Pour le LEEM, la France se situe également en retrait par rapport à ses concurrents européens pour la production de nouveaux médicaments. Depuis 2017, seulement 9,4 % des médicaments innovants autorisés par l’Agence Européenne du Médicament (EMA) ont au moins un site fabricant situé en France. Ce chiffre place la France derrière l’Allemagne, l’Irlande et l’Espagne. 

Autre chiffre révélateur pour le LEEM, entre 2013 et 2023, les importations de médicaments ont progressé plus rapidement que les exportations. La France a ainsi perdu sa place sur le podium européen du solde commercial de l’industrie pharmaceutique.

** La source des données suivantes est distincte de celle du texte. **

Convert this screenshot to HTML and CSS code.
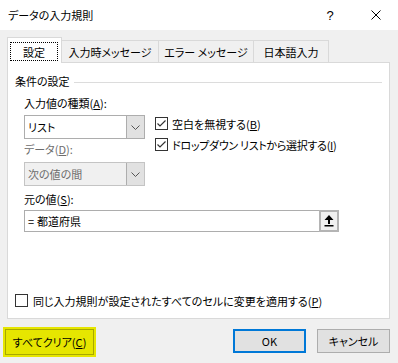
FILE: index.html
```html
<!DOCTYPE html>
<html lang="ja">
<head>
<meta charset="utf-8">
<title>データの入力規則</title>
<link rel="stylesheet" href="styles.css">
</head>
<body>
<div class="win">
  <div class="titlebar">
    <span class="title">データの入力規則</span>
    <span class="help">?</span>
    <span class="close"><svg width="10" height="10" viewBox="0 0 10 10"><path d="M0.5 0.5 L9.5 9.5 M9.5 0.5 L0.5 9.5" stroke="#000" stroke-width="1" fill="none"/></svg></span>
  </div>
  <div class="client">
    <div class="tabs">
      <div class="tab active"><span class="focus">設定</span></div>
      <div class="tab t2">入力時メッセージ</div>
      <div class="tab t3">エラー メッセージ</div>
      <div class="tab t4">日本語入力</div>
    </div>
    <div class="panel">
      <div class="legend"><span>条件の設定</span><span class="rule"></span></div>
      <div class="content">
        <div class="lbl l-a">入力値の種類(<u>A</u>):</div>
        <div class="row">
          <div class="left">
            <div class="combo">
              <span class="val">リスト</span>
              <span class="arrow"><svg width="9" height="5" viewBox="0 0 9 5"><path d="M0.5 0.5 L4.5 4.5 L8.5 0.5" stroke="#555" stroke-width="1" fill="none"/></svg></span>
            </div>
            <div class="lbl dis l-d">データ(<u>D</u>):</div>
            <div class="combo disabled">
              <span class="val">次の値の間</span>
              <span class="arrow"><svg width="9" height="5" viewBox="0 0 9 5"><path d="M0.5 0.5 L4.5 4.5 L8.5 0.5" stroke="#555" stroke-width="1" fill="none"/></svg></span>
            </div>
          </div>
          <div class="right">
            <div class="chk">
              <span class="box"><svg width="13" height="13" viewBox="0 0 13 13"><path d="M2.5 6.5 L5 9 L10.5 3.5" stroke="#333" stroke-width="1.2" fill="none"/></svg></span>
              <span>空白を無視する(<u>B</u>)</span>
            </div>
            <div class="chk">
              <span class="box"><svg width="13" height="13" viewBox="0 0 13 13"><path d="M2.5 6.5 L5 9 L10.5 3.5" stroke="#333" stroke-width="1.2" fill="none"/></svg></span>
              <span class="tight">ドロップダウン リストから選択する(<u>I</u>)</span>
            </div>
          </div>
        </div>
        <div class="lbl l-s">元の値(<u>S</u>):</div>
        <div class="src">
          <div class="input"><span class="eq">=</span>都道府県</div>
          <div class="ref"><svg width="10" height="12" viewBox="0 0 10 12"><path d="M5 0 L9.5 5 L6 5 L6 9 L4 9 L4 5 L0.5 5 Z" fill="#000"/><rect x="0.5" y="10" width="9" height="1.5" fill="#000"/></svg></div>
        </div>
      </div>
      <div class="chk apply">
        <span class="box"></span>
        <span>同じ入力規則が設定されたすべてのセルに変更を適用する(<u>P</u>)</span>
      </div>
    </div>
    <div class="footer">
      <button class="btn clear">すべてクリア(<u>C</u>)</button>
      <button class="btn ok">OK</button>
      <button class="btn cancel">キャンセル</button>
    </div>
  </div>
</div>
</body>
</html>
```

FILE: styles.css
```css
* { box-sizing: border-box; }
html, body { margin: 0; padding: 0; }
body {
  font-family: "Noto Sans CJK JP", "Noto Sans", sans-serif;
  font-size: 11px;
  font-feature-settings: "palt";
  color: #000;
  background: #f0f0f0;
}
u { text-decoration: underline; text-underline-offset: 1px; }
.win { width: 398px; height: 363px; background: #f0f0f0; overflow: hidden; }

.titlebar {
  height: 30px;
  background: #fff;
  display: flex;
  align-items: center;
}
.title { flex: 1; padding-left: 8px; line-height: 16px; }
.help { width: 46px; text-align: center; font-size: 13px; font-family: "Liberation Sans", sans-serif; }
.close { width: 45px; display: flex; justify-content: center; align-items: center; }
.close svg { display: block; }

.client { display: flex; flex-direction: column; }

.tabs {
  display: flex;
  align-items: flex-end;
  margin-top: 7px;
  margin-left: 7px;
  height: 25px;
  position: relative;
  z-index: 1;
}
.tab {
  height: 22px;
  border-top: 1px solid #d9d9d9;
  border-right: 1px solid #d9d9d9;
  background: #f0f0f0;
  display: flex;
  align-items: center;
  justify-content: center;
  line-height: 16px;
  padding-top: 1px;
}
.tab.active {
  width: 55px;
  height: 26px;
  margin-bottom: -1px;
  background: #fff;
  border-left: 1px solid #d9d9d9;
  align-items: flex-start;
  justify-content: flex-start;
  padding: 4px 0 0 2px;
}
.focus {
  width: 48px;
  height: 19px;
  border: 1px dotted #000;
  display: flex;
  align-items: center;
  justify-content: center;
}
.t2 { width: 97px; }
.t3 { width: 95px; }
.t4 { width: 75px; }

.panel {
  margin-left: 7px;
  width: 383px;
  height: 257px;
  background: #fff;
  border: 1px solid #d9d9d9;
  display: flex;
  flex-direction: column;
}
.legend {
  display: flex;
  align-items: center;
  margin-top: 10px;
  padding-left: 7px;
  padding-right: 7px;
  line-height: 16px;
}
.rule { flex: 1; border-top: 1px solid #dcdcdc; margin-left: 4px; margin-top: 2px; }

.content { padding-left: 16px; }
.lbl { line-height: 16px; }
.l-a { margin-top: 6px; }
.l-d { margin-top: 2px; }
.l-s { margin-top: 5px; }
.dis { color: #6d6d6d; }

.row { display: flex; margin-top: 4px; }
.left { width: 121px; }
.right {
  margin-left: 10px;
  padding-top: 2px;
  display: flex;
  flex-direction: column;
  gap: 8px;
}

.combo {
  height: 24px;
  border: 1px solid #adadad;
  display: flex;
  background: #fff;
}
.combo.disabled { background: #f0f0f0; color: #6d6d6d; margin-top: 5px; border-color: #c4c4c4; }
.combo .val { flex: 1; padding-left: 3px; display: flex; align-items: center; }
.combo .arrow {
  width: 18px;
  background: #e1e1e1;
  border-left: 1px solid #adadad;
  display: flex;
  align-items: center;
  justify-content: center;
}
.combo .arrow svg { display: block; }

.chk { display: flex; align-items: center; height: 13px; line-height: 16px; }
.tight { letter-spacing: -0.3px; }
.box {
  width: 13px;
  height: 13px;
  border: 1px solid #333;
  background: #fff;
  margin-right: 4px;
  flex: none;
  position: relative;
}
.box svg { display: block; position: absolute; left: -1px; top: -1px; }

.src { display: flex; margin-top: 3px; height: 22px; }
.input {
  width: 295px;
  border: 1px solid #adadad;
  border-right: none;
  padding-left: 3px;
  display: flex;
  align-items: center;
}
.eq { margin-right: 3px; }
.ref {
  width: 20px;
  border: 2px solid #b4b4b4;
  background: #f0f0f0;
  display: flex;
  align-items: center;
  justify-content: center;
}
.ref svg { display: block; }

.apply { margin-top: auto; margin-bottom: 11px; margin-left: 7px; }
.apply .box { margin-right: 5px; }

.footer {
  display: flex;
  margin-top: 10px;
  padding-right: 8px;
  padding-left: 5px;
  align-items: flex-start;
}
.btn {
  font-family: inherit;
  font-size: 11px;
  font-feature-settings: "palt";
  color: #000;
  height: 24px;
  padding: 0;
  background: #e1e1e1;
  border: 1px solid #adadad;
  line-height: 16px;
}
.clear {
  width: 89px;
  height: 26px;
  background: #e6e600;
  border-color: #a8a800;
  box-shadow: 0 0 0 2px #e6e600;
}
.ok { margin-left: auto; width: 73px; border: 2px solid #0078d7; }
.cancel { margin-left: 11px; width: 73px; }
```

Une recherche clinique dynamique incite les industriels à investir et à produire les médicaments sur place. La situation particulière de la France impose au contraire des investissements publics massifs et récurrents pour financer la recherche académique, mais sans pour autant renforcer l’attractivité de la France en matière d’investissements et de production par l’industrie pharmaceutique. 

La recherche clinique, un indicateur de l’accès aux nouveaux médicaments

Ce recul de la France en matière de recherche clinique industrielle pourrait impacter directement la prise en charge des patients, en particulier pour les médicaments innovants. Dans le baromètre du LEEM, en dehors de la procédure d’accès précoce mise en place par la France, les patients français accèdent aux nouveaux médicaments en moyenne plus de 400 jours après les patients allemands ! 

Parmi les nouveaux médicaments autorisés en Europe, 37 % ne sont pas disponibles en France, contre seulement 12 % en Allemagne. Là encore, plusieurs raisons peuvent être avancées : 

  • Le faible prix des médicaments en France, les plus bas du top 5 européen ; 
  • La fiscalité la plus lourde d’Europe pour les entreprises du médicament ;
  • Un cadre législatif très évolutif, lié aux dispositions des projets de loi de financement de la Sécurité Sociale (PLFSS) successifs.

Recherche clinique, industrie pharmaceutique et accès aux médicaments sont intimement liés. Si la recherche clinique académique est une volonté nationale, soutenue par les pouvoirs publics, elle n’est pas forcément synonyme d’une attractivité pour l’industrie pharmaceutique et d’un accès facilité aux médicaments pour les patients. L’AFCROs et le LEEM s’entendent sur un point, il est déterminant de renforcer l’attractivité de la France auprès de l’industrie pharmaceutique pour que la France reste à l’avenir un leader de la recherche clinique.